Let everything into you: Beauty and Terror. Just keep going, no feeling is final.
— Rainer Maria Rilke
While the distinction between Counseling and Jungian Analysis (or Depth Psychotherapy) is not a sharp one, it can be helpful to have some understanding of the difference.
Many people seek help because of psychological symptoms and painful life circumstances. Others are motivated not because their life is problematic, but because they feel like something is missing and they seek more meaning or sense of purpose. My approach will depend on what brings you to seek help.
Counseling is effective for addressing specific symptoms, such as anxiety or excessive worry, and for dealing with difficult life circumstances. It might be sought when coping with changes in marital status, career, parenthood, loss of a loved one or when making an important life decision. You and I set goals at the beginning of therapy to help guide the process.
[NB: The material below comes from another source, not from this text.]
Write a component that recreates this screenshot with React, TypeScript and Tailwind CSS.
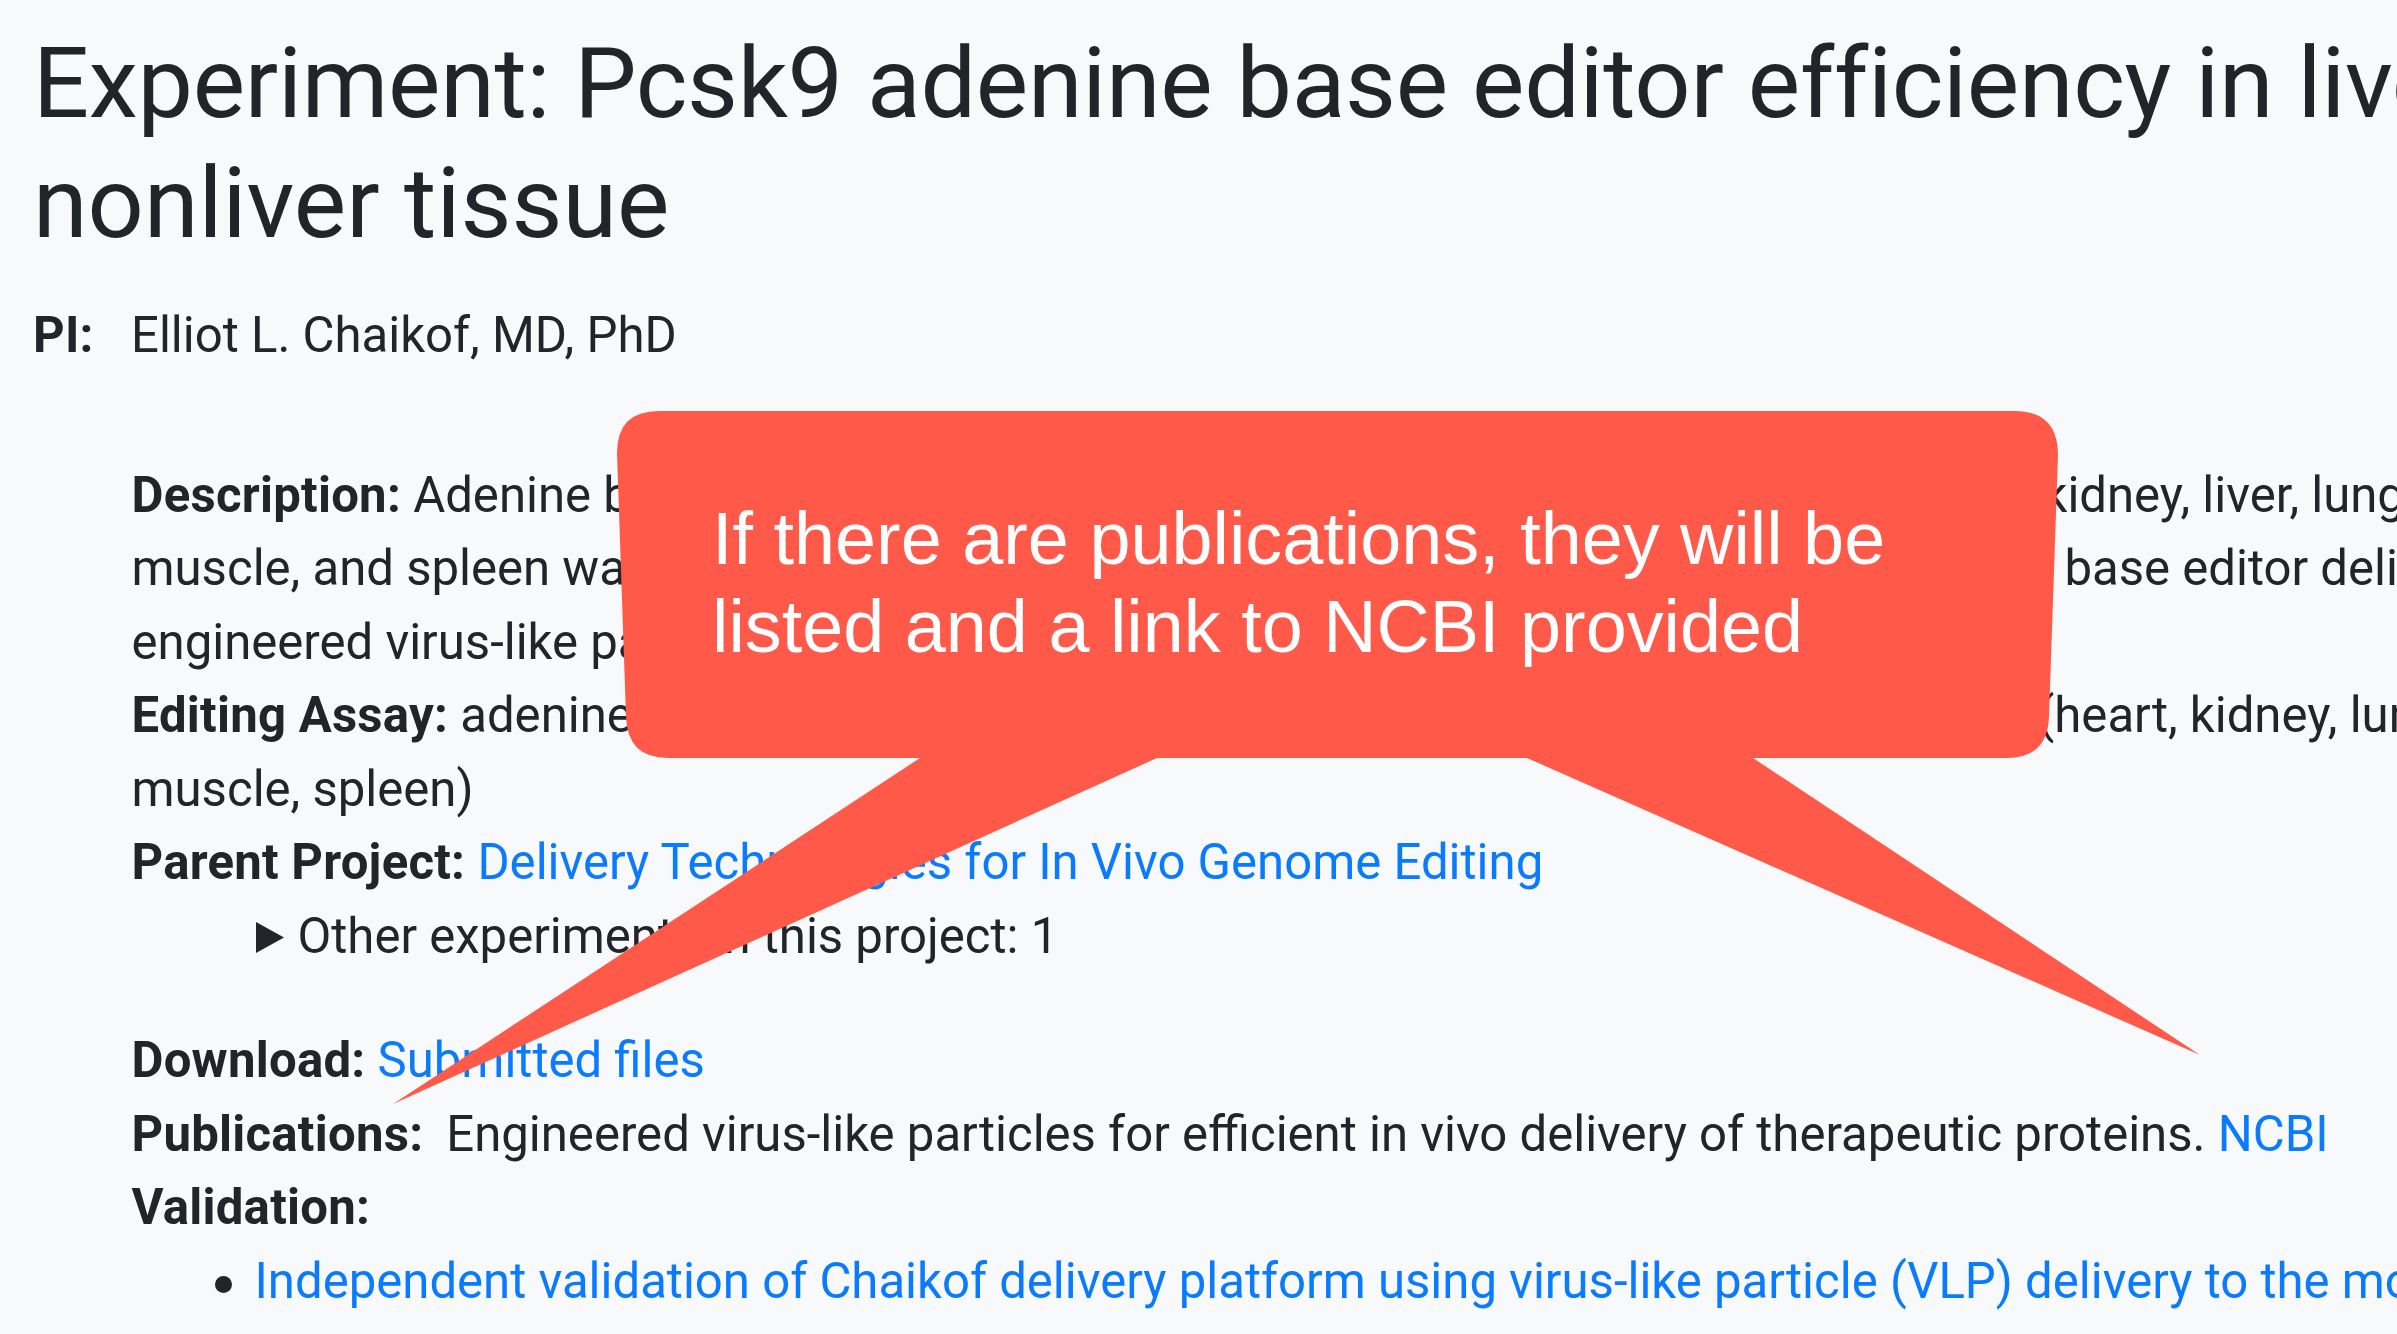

Jungian Analysis, or Depth Psychotherapy, is a process of inner exploration and psycho-spiritual development. The late Swiss Psychiatrist Carl Jung found that it was common for people to achieve a respectable level of success in their lives, only then to discover a longing for a deeper sense of purpose. This can be experienced as an unsettling time of uncertainty about one’s identity, accomplishments, values and beliefs. Through an exploration of inner images, thoughts, feelings and dreams, this soulful inquiry looks toward unexplored and forgotten facets of one’s deeper self and beyond. By effecting toward these hidden aspects, an inner aliveness might quicken. Shadow qualities can be examined and integrated into one’s identity, leading to a fuller and more mature consciousness. This process is supported within the therapeutic relationship through talking, dream work, and/or other creative arts. As you might imagine, such a journey can be challenging at times, but it also offers the potential of living a more full and authentic life.